Oh I enjoyed 21 a lot! I have not played Blackjack ever in my life and I thought I will be bored to death if I am unable to follow their technique and how they win. But then again, the movie kept me on the edge of my seat, and it had a lot of brilliant moments. I couldn't place why I get chills down my spine watching the Vegas thug Cole Williams played by Lawrence Fishburne until I realized he was Morpheus in the Matrix Trilogy. I thought Jim Sturgess who played Ben Campbell looked like a young Paul Mc Cartney and it turned out he's a Brit. I haven't seen Across The Universe, but I read that he played the lead role in that movie.
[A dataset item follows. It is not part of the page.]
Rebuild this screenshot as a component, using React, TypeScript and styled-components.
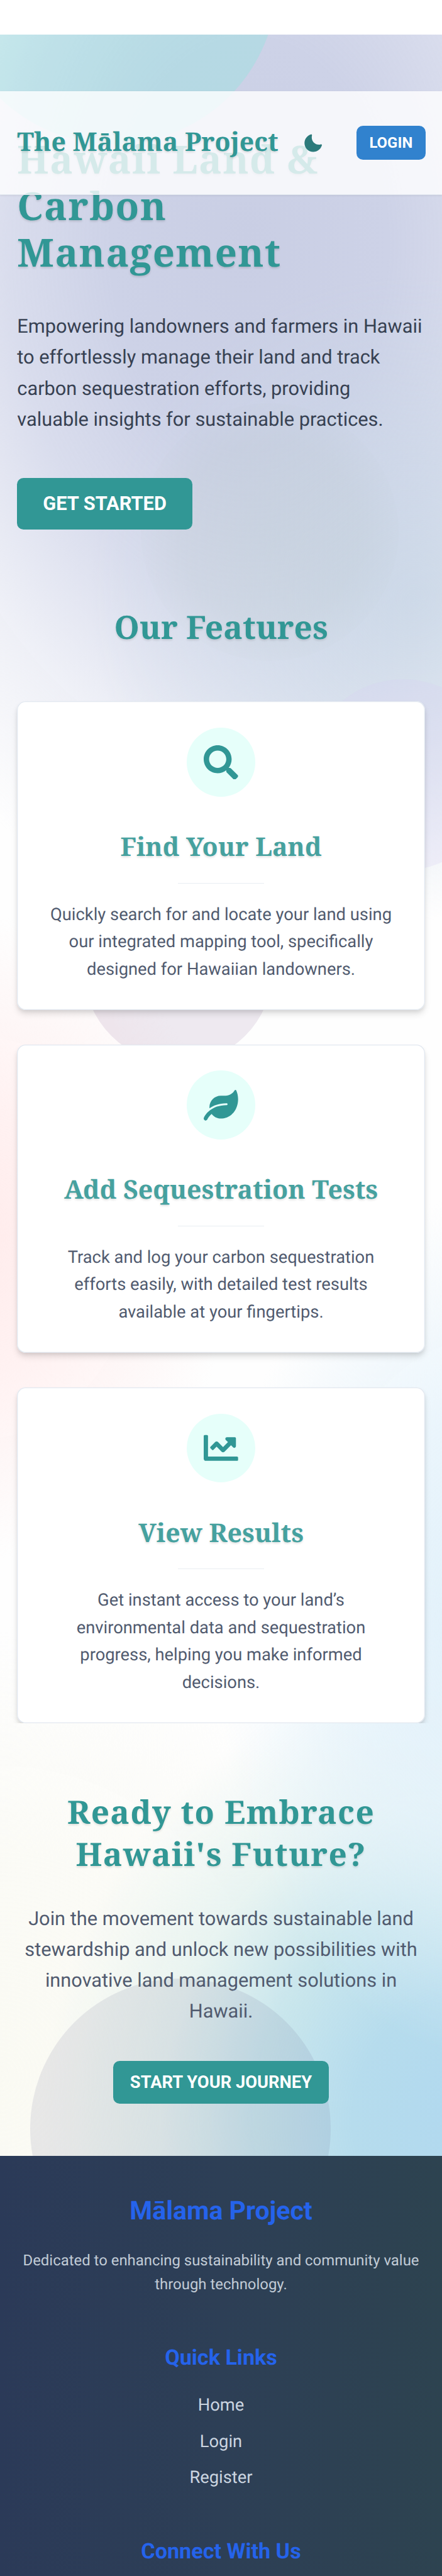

The Rolling Stone's "You Can't Always Get What You Want" played as the credits rolled. Indeed. What is ironic is the more you want to get something, the more desperate your actions get the longer it takes for you to get it. Oh, sometimes you really won't have it, ever. And then even when you finally get what you want, don't be so sure - it could slip through your hands as fast as a cheetah can sprint. Ben gambled everything: his academic standing, his bestfriends, his mother's trust, his old life. He might not have gotten what he wanted so badly but well, he got a life experience, and (though this is kinda unrealistic) the "hottest chick" on campus. He placed his eggs all in one, though kinda big, basket. 

My favorite quote from the movie was from Prof. Micky Rosa, echoed by Ben: 

"Always account for variable change."